==== INPUT ====
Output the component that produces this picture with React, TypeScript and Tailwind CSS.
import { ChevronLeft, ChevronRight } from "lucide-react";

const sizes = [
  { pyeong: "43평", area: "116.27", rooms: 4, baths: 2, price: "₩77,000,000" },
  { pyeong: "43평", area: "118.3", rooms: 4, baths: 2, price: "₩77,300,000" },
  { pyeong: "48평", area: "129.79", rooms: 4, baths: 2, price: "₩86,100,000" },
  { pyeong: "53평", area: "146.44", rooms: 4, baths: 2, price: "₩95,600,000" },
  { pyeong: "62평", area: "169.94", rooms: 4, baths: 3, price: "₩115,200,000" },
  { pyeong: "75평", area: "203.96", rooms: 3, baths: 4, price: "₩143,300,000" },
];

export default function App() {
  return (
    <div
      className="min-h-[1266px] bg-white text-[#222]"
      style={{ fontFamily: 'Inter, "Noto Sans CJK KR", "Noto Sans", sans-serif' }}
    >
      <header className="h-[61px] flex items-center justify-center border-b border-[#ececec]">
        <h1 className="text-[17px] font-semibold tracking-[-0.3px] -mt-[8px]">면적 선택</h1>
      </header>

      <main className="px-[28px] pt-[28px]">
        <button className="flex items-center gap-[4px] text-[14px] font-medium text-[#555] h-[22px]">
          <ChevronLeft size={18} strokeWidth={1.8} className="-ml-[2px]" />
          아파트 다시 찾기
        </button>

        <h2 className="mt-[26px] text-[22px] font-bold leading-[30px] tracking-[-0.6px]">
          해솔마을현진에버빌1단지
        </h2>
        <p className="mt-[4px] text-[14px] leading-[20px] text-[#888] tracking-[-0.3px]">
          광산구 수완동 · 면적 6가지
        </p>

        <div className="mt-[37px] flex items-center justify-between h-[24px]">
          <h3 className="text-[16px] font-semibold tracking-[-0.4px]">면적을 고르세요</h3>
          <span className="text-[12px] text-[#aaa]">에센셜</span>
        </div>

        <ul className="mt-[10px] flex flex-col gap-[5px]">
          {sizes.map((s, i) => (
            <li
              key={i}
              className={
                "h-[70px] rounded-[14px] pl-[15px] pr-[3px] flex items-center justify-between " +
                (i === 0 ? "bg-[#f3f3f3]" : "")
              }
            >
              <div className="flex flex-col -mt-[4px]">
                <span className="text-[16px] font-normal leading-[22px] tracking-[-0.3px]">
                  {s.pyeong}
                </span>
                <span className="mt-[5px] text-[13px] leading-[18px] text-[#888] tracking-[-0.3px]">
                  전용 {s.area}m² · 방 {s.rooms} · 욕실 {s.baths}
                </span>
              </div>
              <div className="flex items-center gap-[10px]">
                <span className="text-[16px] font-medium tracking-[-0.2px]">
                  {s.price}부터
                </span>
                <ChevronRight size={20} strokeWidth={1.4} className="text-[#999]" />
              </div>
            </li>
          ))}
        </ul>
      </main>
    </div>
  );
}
====
==== INPUT ====
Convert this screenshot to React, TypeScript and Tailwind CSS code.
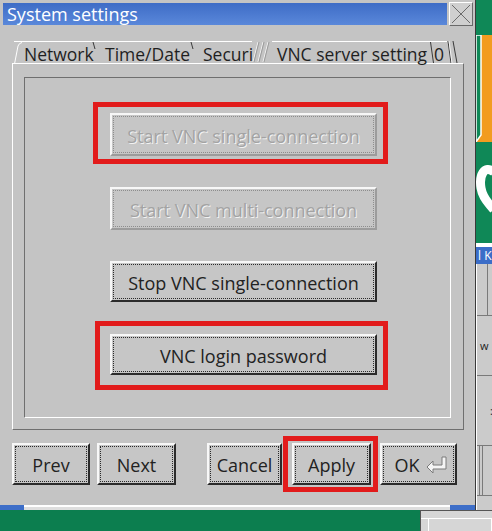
====
==== INPUT ====
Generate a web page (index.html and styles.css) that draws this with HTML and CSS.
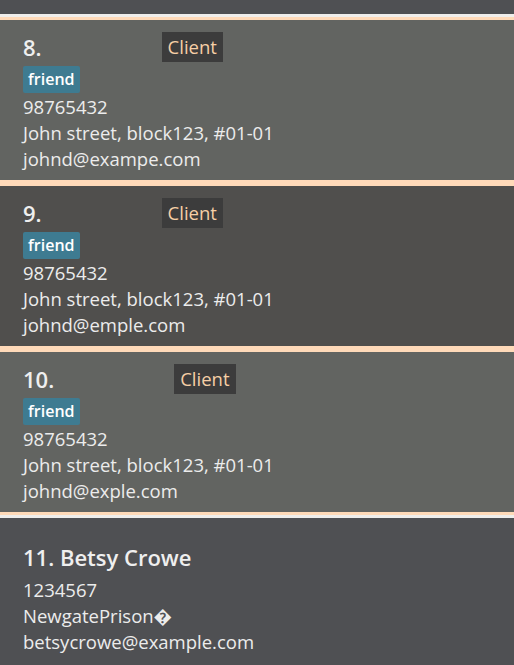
====
▶ [WRITTEN PROBLEM] For the material, find the number of lines holding the word "TypeScript" and give that figure and nothing more.

▶ [THE RESULT] 2